+++ GIVEN DATA +++

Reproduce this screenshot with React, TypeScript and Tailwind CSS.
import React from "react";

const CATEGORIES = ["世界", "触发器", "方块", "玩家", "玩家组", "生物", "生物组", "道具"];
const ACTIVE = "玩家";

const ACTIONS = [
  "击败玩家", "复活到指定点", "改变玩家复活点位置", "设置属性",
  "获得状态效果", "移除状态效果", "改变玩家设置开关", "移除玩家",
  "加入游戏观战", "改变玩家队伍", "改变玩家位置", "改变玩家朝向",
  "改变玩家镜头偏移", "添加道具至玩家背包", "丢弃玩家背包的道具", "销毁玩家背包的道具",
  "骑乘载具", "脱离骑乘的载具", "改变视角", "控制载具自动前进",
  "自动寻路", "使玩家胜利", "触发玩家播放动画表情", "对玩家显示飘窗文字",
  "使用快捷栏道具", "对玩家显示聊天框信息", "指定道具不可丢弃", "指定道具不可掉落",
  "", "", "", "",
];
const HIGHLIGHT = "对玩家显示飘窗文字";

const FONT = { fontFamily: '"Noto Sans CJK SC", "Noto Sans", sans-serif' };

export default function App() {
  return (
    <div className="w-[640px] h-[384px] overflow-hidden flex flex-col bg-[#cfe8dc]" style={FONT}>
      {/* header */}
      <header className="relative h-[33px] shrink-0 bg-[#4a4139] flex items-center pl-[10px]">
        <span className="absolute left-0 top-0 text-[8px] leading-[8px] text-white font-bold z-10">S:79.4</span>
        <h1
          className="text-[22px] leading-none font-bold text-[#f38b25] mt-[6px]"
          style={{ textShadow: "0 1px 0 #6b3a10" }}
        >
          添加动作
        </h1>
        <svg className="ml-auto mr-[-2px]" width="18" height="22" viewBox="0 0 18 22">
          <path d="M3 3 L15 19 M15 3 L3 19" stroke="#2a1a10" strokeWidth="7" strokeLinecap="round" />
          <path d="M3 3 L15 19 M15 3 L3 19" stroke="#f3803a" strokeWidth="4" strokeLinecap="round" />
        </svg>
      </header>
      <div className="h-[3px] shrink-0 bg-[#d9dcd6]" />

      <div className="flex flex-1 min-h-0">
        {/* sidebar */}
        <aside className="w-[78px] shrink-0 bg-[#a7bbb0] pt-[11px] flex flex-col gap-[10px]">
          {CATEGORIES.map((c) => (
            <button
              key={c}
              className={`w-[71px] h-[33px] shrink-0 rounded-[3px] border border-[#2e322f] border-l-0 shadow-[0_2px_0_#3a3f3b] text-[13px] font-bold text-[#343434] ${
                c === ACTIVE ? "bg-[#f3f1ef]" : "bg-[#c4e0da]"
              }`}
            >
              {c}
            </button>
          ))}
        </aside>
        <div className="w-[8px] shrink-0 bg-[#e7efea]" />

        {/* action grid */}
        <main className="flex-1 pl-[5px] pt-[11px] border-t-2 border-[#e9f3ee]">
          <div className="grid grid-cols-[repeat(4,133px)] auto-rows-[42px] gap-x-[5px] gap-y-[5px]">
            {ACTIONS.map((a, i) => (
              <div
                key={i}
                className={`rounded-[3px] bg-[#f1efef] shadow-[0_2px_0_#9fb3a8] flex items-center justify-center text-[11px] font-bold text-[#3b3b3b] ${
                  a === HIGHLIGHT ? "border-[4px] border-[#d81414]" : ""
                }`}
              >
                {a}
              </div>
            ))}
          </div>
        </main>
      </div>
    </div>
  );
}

+++

WHAT TO PRODUCE ▸
Set every line of the listing down word for word.

WRITTEN ANSWER ▸
Reproduce this screenshot with React, TypeScript and Tailwind CSS.
import React from "react";

const CATEGORIES = ["世界", "触发器", "方块", "玩家", "玩家组", "生物", "生物组", "道具"];
const ACTIVE = "玩家";

const ACTIONS = [
  "击败玩家", "复活到指定点", "改变玩家复活点位置", "设置属性",
  "获得状态效果", "移除状态效果", "改变玩家设置开关", "移除玩家",
  "加入游戏观战", "改变玩家队伍", "改变玩家位置", "改变玩家朝向",
  "改变玩家镜头偏移", "添加道具至玩家背包", "丢弃玩家背包的道具", "销毁玩家背包的道具",
  "骑乘载具", "脱离骑乘的载具", "改变视角", "控制载具自动前进",
  "自动寻路", "使玩家胜利", "触发玩家播放动画表情", "对玩家显示飘窗文字",
  "使用快捷栏道具", "对玩家显示聊天框信息", "指定道具不可丢弃", "指定道具不可掉落",
  "", "", "", "",
];
const HIGHLIGHT = "对玩家显示飘窗文字";

const FONT = { fontFamily: '"Noto Sans CJK SC", "Noto Sans", sans-serif' };

export default function App() {
  return (
    <div className="w-[640px] h-[384px] overflow-hidden flex flex-col bg-[#cfe8dc]" style={FONT}>
      {/* header */}
      <header className="relative h-[33px] shrink-0 bg-[#4a4139] flex items-center pl-[10px]">
        <span className="absolute left-0 top-0 text-[8px] leading-[8px] text-white font-bold z-10">S:79.4</span>
        <h1
          className="text-[22px] leading-none font-bold text-[#f38b25] mt-[6px]"
          style={{ textShadow: "0 1px 0 #6b3a10" }}
        >
          添加动作
        </h1>
        <svg className="ml-auto mr-[-2px]" width="18" height="22" viewBox="0 0 18 22">
          <path d="M3 3 L15 19 M15 3 L3 19" stroke="#2a1a10" strokeWidth="7" strokeLinecap="round" />
          <path d="M3 3 L15 19 M15 3 L3 19" stroke="#f3803a" strokeWidth="4" strokeLinecap="round" />
        </svg>
      </header>
      <div className="h-[3px] shrink-0 bg-[#d9dcd6]" />

      <div className="flex flex-1 min-h-0">
        {/* sidebar */}
        <aside className="w-[78px] shrink-0 bg-[#a7bbb0] pt-[11px] flex flex-col gap-[10px]">
          {CATEGORIES.map((c) => (
            <button
              key={c}
              className={`w-[71px] h-[33px] shrink-0 rounded-[3px] border border-[#2e322f] border-l-0 shadow-[0_2px_0_#3a3f3b] text-[13px] font-bold text-[#343434] ${
                c === ACTIVE ? "bg-[#f3f1ef]" : "bg-[#c4e0da]"
              }`}
            >
              {c}
            </button>
          ))}
        </aside>
        <div className="w-[8px] shrink-0 bg-[#e7efea]" />

        {/* action grid */}
        <main className="flex-1 pl-[5px] pt-[11px] border-t-2 border-[#e9f3ee]">
          <div className="grid grid-cols-[repeat(4,133px)] auto-rows-[42px] gap-x-[5px] gap-y-[5px]">
            {ACTIONS.map((a, i) => (
              <div
                key={i}
                className={`rounded-[3px] bg-[#f1efef] shadow-[0_2px_0_#9fb3a8] flex items-center justify-center text-[11px] font-bold text-[#3b3b3b] ${
                  a === HIGHLIGHT ? "border-[4px] border-[#d81414]" : ""
                }`}
              >
                {a}
              </div>
            ))}
          </div>
        </main>
      </div>
    </div>
  );
}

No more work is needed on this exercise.